Most humans, from what I have observed, seem prone to (a) assigning pseudo-sentient or anthropomorphic properties to non-human things which nevertheless *look* human enough, and (b) failing to recognize true sentience / personhood in people who do not communicate in the expected manner.  How would a sentient Internet communicate with its creators?  
 

Mr. Farlops wrote on July 13, 2006 8:55 AM

Nydra (And Urchin and Rip), I guess that should have been my point:

Can we recognize sapience, sentience and consciousness in systems that are quantitatively as complex as vertebrate brains but which are radically different at the unit and commications levels?

Are national economies and governments thinking at some level outside our perception? Are they thinking bigger and deeper thoughts that we can't see because, we're at the unit level? Or are they still at the mouse stage? Is the ecosphere thinking?
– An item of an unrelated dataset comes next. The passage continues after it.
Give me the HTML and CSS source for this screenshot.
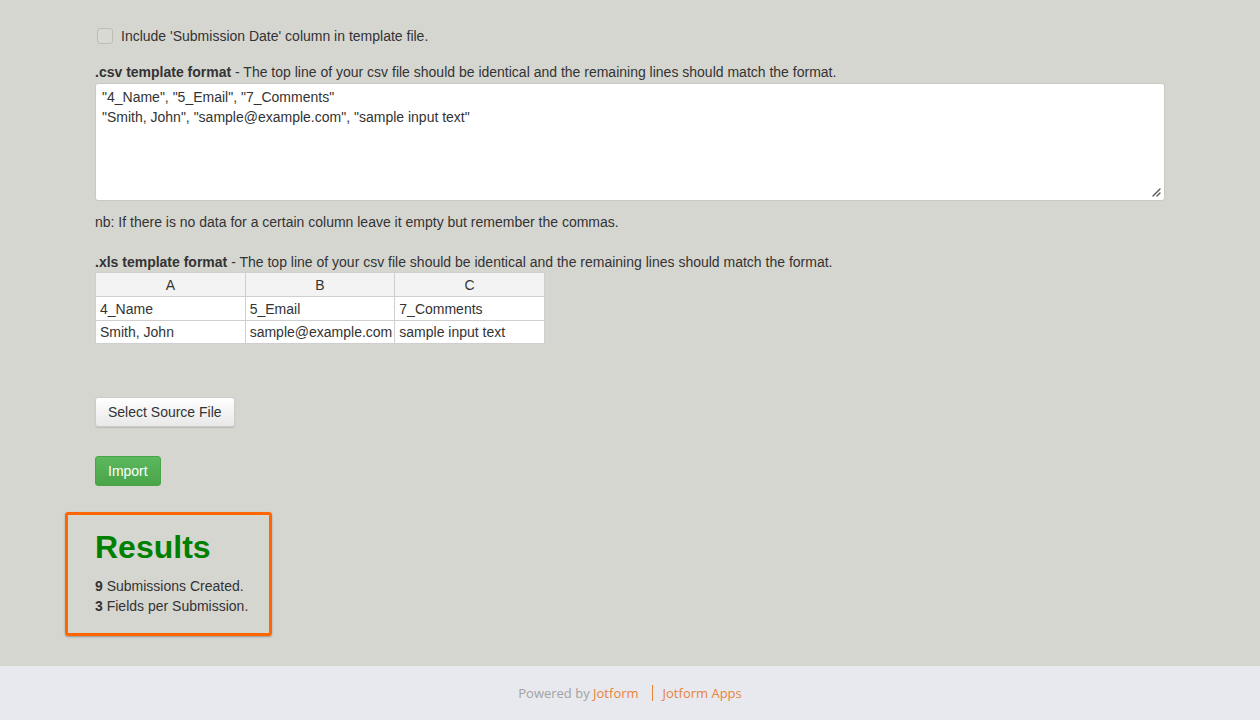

Are civilizations thinking?

As Nydra points out, these matters are often saturated with anthropomorphic fallicies, yet at the same time it's possible we may be failing to recognize *real* sapient and conscious qualities in other systems.

It's tough question.

This is one reason why I like Clarke's story better than Williams'. Clarke's computer network creature was more mysterious, inscrutable and alien than Williams'.

But this raises another point.

Shouldn't we be able to spot patterns of behavior in these aggregate creatures that seem to have nothing to do with our purposes? If the Internet was sapient, shouldn't there be a lot of bandwidth being devoted to purposes that make no sense to us? In fact shouldn't the vast bulk of the bandwidth be devoted to stuff that makes no sense to us?

Shouldn't the e-mail, http and game bandwidth be tiny in comparison to these other, mysterious commications? Wouldn't our computers be mostly spending their processing on work that makes no sense to us?

Doesn't seem that way to me now, but I'm just a unit.
 

EmbraceUnity wrote on July 15, 2006 3:24 AM

I agree with your speculations Mr Farlops.  I would have rated this blog 5 stars, but it won't allow me.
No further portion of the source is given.